Reaching out to minorities

#dnaEdit: Centre's new Muslim outreach must address discrimination, exclusion faced by community
Mukhtar Abbas Naqvi

As part of the NDA government’s latest outreach towards the Muslim community, minority affairs minister Mukthar Abbas Naqvi is slated to address as many as 100 “progress panchayats” across the country. The first, slated to be held at Mewat in Haryana, will see the government providing information on various schemes for minority welfare and take suggestions on how to improve their implementation. Since Naqvi took over from Najma Heptulla, there has definitely been more activity in the minority affairs ministry. Naqvi has travelled across the country to meet influential Muslim community leaders and has described the latest outreach as one targetted at rural areas and the weaker sections within the community. In the past, Naqvi has also been vocal about the implementation of schemes noting that “they should not just remain on paper” and that government officials should fan out to the grass roots and “monitor” their implementation.

It is notable that the outreach is following immediately after the BJP national council in Kozhikode where Prime Minister Narendra Modi had invoked Jan Sangh leader Deendayal Upadhyay’s words: “Don’t reward nor rebuke Muslims. Empower them. They are not items of the vote market nor are they substance of hate. Treat them as your own.”   

However, the difficulty that Naqvi will face is that too many incidents have happened in the recent past that have put the Muslim community in many parts of the country on the defensive. Take Mewat for instance. The police were collecting biryani samples to check for beef in the run-up to Eid. Beef is part of the staple diet of poor Muslims across the country because of the traditionally high prices of mutton. It was last year in September that a Muslim man was killed in Dadri in Uttar Pradesh by vigilantes over suspicion of slaughtering a calf and consuming beef in his house. Since then the menace caused by cow vigilantes forced even PM Narendra Modi to break his silence and term most of them as criminal elements.

The government has with it the Kundu committee’s recommendations which identified discrimination and exclusion as a cause of the marginalisation of the Muslim community. The UPA had created a union ministry of minority affairs to push through a 15-point programme dedicated to improving the condition of Muslims. But other than improving access to education and offering scholarships at the pre-matriculate, post-matriculate, graduate and higher levels, the committee found that the ministry had failed in its other goals. The committee found that the poverty levels among Muslims, in terms of consumption expenditure, was higher than the national average, and only better than Dalits and Adivasis. The committee also found that Muslim share in migration to urban areas, especially smaller urban centres, was very low. 

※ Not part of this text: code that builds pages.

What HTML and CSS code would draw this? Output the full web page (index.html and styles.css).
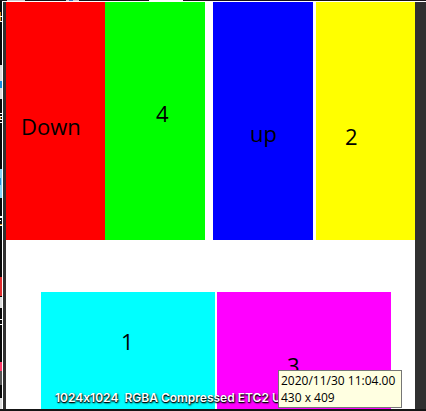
FILE: index.html
```html
<!DOCTYPE html>
<html lang="en">
<head>
<meta charset="utf-8">
<title>Texture preview</title>
<link rel="stylesheet" href="styles.css">
</head>
<body>
<div class="window">
  <svg class="edge-top" viewBox="0 0 426 1" preserveAspectRatio="none" shape-rendering="crispEdges" aria-hidden="true">
    <path fill="#cfcbd0" d="M7 0h18v1H7zM66 0h13v1H66z"/>
    <path fill="#3770b5" d="M69 0h4v1h-4z"/>
    <path fill="#fff" d="M149 0h34v1h-34z"/>
  </svg>
  <div class="middle">
    <svg class="edge-left" viewBox="0 0 2 408" preserveAspectRatio="none" shape-rendering="crispEdges" aria-hidden="true">
      <path fill="#d78a22" d="M0 11h1v9H0zM0 116h1v3H0zM0 223h2v1H0z"/>
      <path fill="#fff" d="M0 15h2v1H0zM0 20h2v1H0zM0 112h2v1H0zM0 115h2v1H0zM0 118h2v1H0zM0 121h2v1H0zM0 215h2v2H0zM0 219h1v1H0zM0 224h2v1H0zM0 318h2v1H0zM0 323h2v1H0z"/>
      <path fill="#ddd" d="M0 64h2v34H0zM0 296h2v11H0zM0 397h2v11H0z"/>
      <path fill="#168bdd" d="M0 80h2v7H0z"/>
      <path fill="#86d3f6" d="M0 168h2v29H0z"/>
      <path fill="#278fd6" d="M0 177h1v7H0z"/>
      <path fill="#e02b2d" d="M0 276h2v19H0z"/>
      <path fill="#ff3868" d="M0 361h2v9H0z"/>
      <path fill="#555" d="M0 370h2v14H0z"/>
    </svg>
    <main class="viewer">
      <div class="texture">
        <div class="row row-upper">
          <div class="tile red">Down</div>
          <div class="tile green">4</div>
          <div class="tile blue">up</div>
          <div class="tile yellow">2</div>
        </div>
        <div class="row row-lower">
          <div class="tile cyan">1</div>
          <div class="tile magenta">3</div>
        </div>
      </div>
      <p class="caption">1024x1024&nbsp; RGBA Compressed ETC2 U</p>
      <div class="tooltip" role="tooltip">
        <div>2020/11/30 11:04.00</div>
        <div>430 x 409</div>
      </div>
    </main>
  </div>
</div>
</body>
</html>
```
FILE: styles.css
```css
* {
  box-sizing: border-box;
}

body {
  margin: 0;
  background: #151515;
}

.window {
  display: flex;
  flex-direction: column;
  height: 100vh;
  padding-bottom: 2px;
}

.edge-top {
  display: block;
  flex: none;
  width: 100%;
  height: 1px;
  background: #181318;
}

.middle {
  display: flex;
  flex: 1;
  min-height: 0;
}

.edge-left {
  display: block;
  flex: none;
  width: 2px;
  height: 100%;
  background: #090909;
}

.viewer {
  position: relative;
  display: flex;
  flex: 1;
  min-width: 0;
  padding: 0 11px 0 3px;
  border-top: 1px solid #fff;
  border-left: 1px solid #fff;
  background: #303030;
}

.texture {
  display: flex;
  flex: 1;
  flex-direction: column;
  gap: 52px;
  min-width: 0;
  overflow: hidden;
  background: #fff;
}

.row {
  display: grid;
}

.row-upper {
  grid-template-columns: 99fr 108fr 103fr 99fr;
  height: 238px;
}

.row-lower {
  flex: 1;
  grid-template-columns: 1fr 1fr;
  gap: 2px;
  min-height: 0;
  padding: 0 24px 0 35px;
}

.tile {
  min-width: 0;
  color: #000;
  font: 22px/30px "Open Sans", "Noto Sans", sans-serif;
}

.red {
  padding: 109px 0 0 15px;
  background: #f00;
}

.green {
  padding: 96px 0 0 51px;
  margin-right: 8px;
  background: #0f0;
}

.blue {
  padding: 116px 0 0 37px;
  margin-right: 3px;
  background: #00f;
}

.yellow {
  padding: 119px 0 0 29px;
  background: #ff0;
}

.cyan {
  padding: 34px 0 0 80px;
  background: #0ff;
}

.magenta {
  padding: 58px 0 0 70px;
  background: #f0f;
}

.caption {
  position: absolute;
  bottom: 3px;
  left: 52px;
  margin: 0;
  color: #fff;
  font: 600 12px/16px Inter, sans-serif;
  font-feature-settings: "calt" 0;
  white-space: nowrap;
  text-shadow: 0 1px 1px #000, 1px 1px 2px #000;
}

.tooltip {
  position: absolute;
  right: 24px;
  bottom: 1px;
  min-width: 124px;
  padding: 1px 2px;
  border: 1px solid #767676;
  background: #ffffe1;
  color: #000;
  font: 12px/17px "Open Sans", "Noto Sans", sans-serif;
  white-space: nowrap;
}
```
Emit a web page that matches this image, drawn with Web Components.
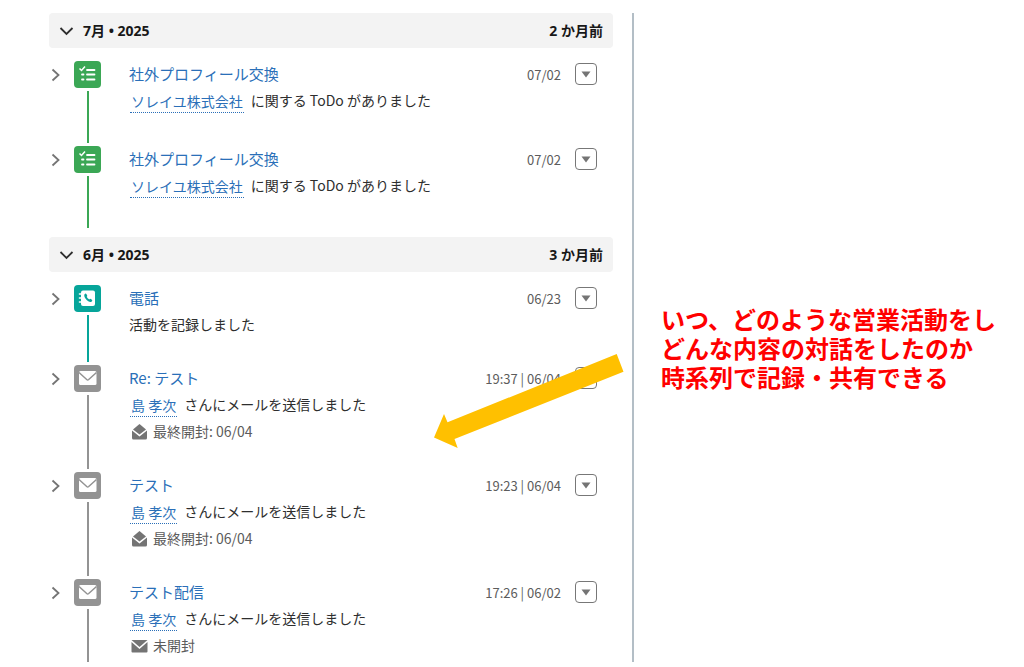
<!DOCTYPE html>
<html lang="ja">
<head>
<meta charset="utf-8">
<meta name="viewport" content="width=device-width, initial-scale=1">
<title>活動タイムライン</title>
<style>
  body { margin: 0; background: #fff; color: #2e2e2e; font: 14px/27px "Noto Sans CJK JP", sans-serif; }
</style>
</head>
<body>
<timeline-page>
  <activity-timeline slot="timeline">
    <timeline-group month="7月 • 2025" age="2 か月前">
      <timeline-item kind="task" heading="社外プロフィール交換" when="07/02"><record-link>ソレイユ株式会社</record-link> に関する ToDo がありました</timeline-item>
      <timeline-item kind="task" heading="社外プロフィール交換" when="07/02"><record-link>ソレイユ株式会社</record-link> に関する ToDo がありました</timeline-item>
    </timeline-group>
    <timeline-group month="6月 • 2025" age="3 か月前">
      <timeline-item kind="call" heading="電話" when="06/23">活動を記録しました</timeline-item>
      <timeline-item kind="mail" heading="Re: テスト" when="19:37 | 06/04"><record-link>島 孝次</record-link> さんにメールを送信しました<mail-status slot="status" state="opened">最終開封: 06/04</mail-status></timeline-item>
      <timeline-item kind="mail" heading="テスト" when="19:23 | 06/04"><record-link>島 孝次</record-link> さんにメールを送信しました<mail-status slot="status" state="opened">最終開封: 06/04</mail-status></timeline-item>
      <timeline-item kind="mail" heading="テスト配信" when="17:26 | 06/02" last><record-link>島 孝次</record-link> さんにメールを送信しました<mail-status slot="status" state="closed">未開封</mail-status></timeline-item>
    </timeline-group>
    <callout-arrow slot="callout"></callout-arrow>
  </activity-timeline>
  <timeline-note slot="note">いつ、どのような営業活動をし<br>どんな内容の対話をしたのか<br>時系列で記録・共有できる</timeline-note>
</timeline-page>

<script>
const define = (name, render) => customElements.define(name, class extends HTMLElement {
  connectedCallback() {
    if (this.shadowRoot) return;
    this.attachShadow({ mode: "open" }).innerHTML = render(this);
  }
});

const icons = {
  task: `<path d="M5.500 7.500l2 2 3.500-4" fill="none" stroke="#fff" stroke-width="1.5"/>
    <path d="M13 9h7.500M13 13.500h7.500M13 18.500h7.500M8 13.500h1.500M8 18.500h1.500" fill="none" stroke="#fff" stroke-width="1.8" stroke-linecap="round"/>`,
  call: `<rect x="7" y="5.500" width="14" height="15.500" rx="2" fill="#fff"/>
    <path d="M5.500 9h2.500M5.500 13h2.500M5.500 17h2.500" stroke="#fff" stroke-width="1.6" stroke-linecap="round"/>
    <path d="M10.500 9.200q1.300-1.300 2 0l.700 1.200q.300.600-.500 1.300.700 1.900 2.600 2.700.700-.900 1.400-.500l1.200.800q1 .800-.200 1.800-1.800 1.500-4.800-1.300-3.500-3.500-2.400-6z" fill="#06a59a"/>`,
  mail: `<rect x="5" y="6" width="17.500" height="14" rx="1.500" fill="#fff"/>
    <path d="M5 7.500l7.700 7q1 .8 2 0l7.800-7" fill="none" stroke="#939393" stroke-width="1.500"/>`
};

define("timeline-page", () => `
  <style>
    :host { display: block; }
    main { display: grid; grid-template-columns: minmax(0, 1fr) 365px; column-gap: 19px; padding: 13px 27px 5px 49px; }
    aside { display: flex; align-items: center; box-sizing: border-box; border-left: 2px solid #b3bec6; padding: 24px 0 0 27px; }
  </style>
  <main><slot name="timeline"></slot><aside><slot name="note"></slot></aside></main>`);

define("timeline-note", () => `
  <style>
    :host { display: block; color: #f00; font: 700 24px/29px "Liberation Sans", "Noto Sans CJK JP", sans-serif; white-space: nowrap; }
  </style>
  <slot></slot>`);

define("activity-timeline", () => `
  <style>
    :host { display: flex; flex-direction: column; gap: 6px; position: relative; }
  </style>
  <slot></slot><slot name="callout"></slot>`);

define("callout-arrow", () => `
  <style>
    :host { display: block; position: absolute; top: 341px; right: -11px; width: 190px; height: 94px; pointer-events: none; }
    svg { display: block; }
  </style>
  <svg width="190" height="94" viewBox="0 0 190 94" aria-hidden="true">
    <path d="M0 83.500L10 60 13.500 68.300 182.700 0 189.500 17.700 20.500 85 23.700 94z" fill="#ffc000"/>
  </svg>`);

define("timeline-group", el => `
  <style>
    :host { display: block; }
    header { display: flex; justify-content: space-between; align-items: center; height: 35px; padding: 0 10px; margin-bottom: 13px;
      background: #f3f3f3; border-radius: 4px; color: #181818; font: 700 14px/35px "Noto Sans", "Noto Sans CJK JP", sans-serif; }
    button { display: flex; align-items: center; gap: 9px; padding: 0; border: 0; background: none; color: inherit; font: inherit; }
    h2 { margin: 0; font: inherit; }
  </style>
  <header>
    <h2><button aria-expanded="true"><svg width="15" height="15" viewBox="0 0 15 15" aria-hidden="true"><path d="M1.500 5l6 6 6-6" fill="none" stroke="#2e2e2e" stroke-width="1.800"/></svg>${el.getAttribute("month")}</button></h2>
    <span>${el.getAttribute("age")}</span>
  </header>
  <slot></slot>`);

define("timeline-item", el => `
  <style>
    :host { display: grid; grid-template-columns: 25px 27px minmax(0, 1fr) auto 22px; padding-right: 16px; box-sizing: border-box; min-height: 80px; --tone: #939393; }
    :host([kind="task"]) { --tone: #3ba755; min-height: 85px; }
    :host([kind="call"]) { --tone: #06a59a; }
    :host([kind="mail"]) { min-height: 107px; }
    :host([last]) { min-height: 83px; }
    button { display: flex; align-items: center; justify-content: center; padding: 0; background: none; }
    .toggle { width: 14px; height: 27px; border: 0; }
    .rail { display: flex; flex-direction: column; align-items: center; }
    .badge { display: block; flex: none; border-radius: 4px; background: var(--tone); }
    .line { flex: 1; width: 2px; margin: 3px 0; background: var(--tone); }
    :host([last]) .line { margin-bottom: 0; }
    .content { padding-left: 28px; }
    h3 { margin: 0; font-size: 15px; font-weight: 400; line-height: 26px; }
    h3 a { color: #2a6fb8; text-decoration: none; }
    .body { display: flex; gap: 7px; white-space: nowrap; }
    time { padding-right: 14px; color: #5c5c5c; font-size: 13px; line-height: 27px; }
    .menu { width: 22px; height: 22px; margin-top: 2px; border: 1px solid #777; border-radius: 4px; background: #fff; }
  </style>
  <button class="toggle" aria-label="詳細を表示" aria-expanded="false"><svg width="10" height="14" viewBox="0 0 10 14" aria-hidden="true"><path d="M1.500 1.500L7.500 7l-6 5.500" fill="none" stroke="#747474" stroke-width="1.800"/></svg></button>
  <div class="rail">
    <svg class="badge" width="27" height="27" viewBox="0 0 27 27" aria-hidden="true">${icons[el.getAttribute("kind")]}</svg>
    <span class="line"></span>
  </div>
  <div class="content">
    <h3><a href="#">${el.getAttribute("heading")}</a></h3>
    <div class="body"><slot></slot></div>
    <slot name="status"></slot>
  </div>
  <time>${el.getAttribute("when")}</time>
  <button class="menu" aria-label="アクションを表示"><svg width="10" height="7" viewBox="0 0 10 7" aria-hidden="true"><path d="M.500.500h9L5 6.500z" fill="#747474"/></svg></button>`);

define("record-link", () => `
  <style>
    :host { display: block; margin-left: 1px; }
    a { display: block; margin-top: 3px; padding: 0 1px; border-bottom: 1px dotted #2a6fb8; color: #2a6fb8; line-height: 22px; text-decoration: none; }
  </style>
  <a href="#"><slot></slot></a>`);

define("mail-status", el => `
  <style>
    :host { display: flex; align-items: center; gap: 5px; padding-left: 2px; color: #5c5c5c; line-height: 27px; }
    svg { flex: none; }
  </style>
  <svg width="17" height="16" viewBox="0 0 17 16" aria-hidden="true">${el.getAttribute("state") === "opened"
    ? `<path d="M8.500 0L15 5.500 8.500 10.500 2 5.500z" fill="#747474"/><path d="M1 6.500l7.500 6 7.500-6V14q0 1.500-1.500 1.500h-12Q1 15.500 1 14z" fill="#747474"/>`
    : `<path d="M.500 2h16L8.500 9z" fill="#747474"/><path d="M.500 4l8 7 8-7v9.500q0 1-1 1h-14q-1 0-1-1z" fill="#747474"/>`}</svg>
  <slot></slot>`);
</script>
</body>
</html>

There is no reason to dispute this finding, considering the numerous instances of Muslims facing difficulty in finding housing in cities and being forced to live in urban ghettos. Given these realities, Naqvi would do well to address these issues and not restrict himself to the schemes pushed by the ministry. The criticism against the UPA was that they were using the Muslim community as a votebank. After promising slogans like “Sabka Saath Sabka Vikas” the BJP must not head on a course of symbolism. The Muslim community must also organise itself politically if it is to ensure that the arms of the state do better in ensuring their welfare. The existing political parties, including those like Asaduddin Owaisi’s AIMIM, continue to offer lip service and nothing better.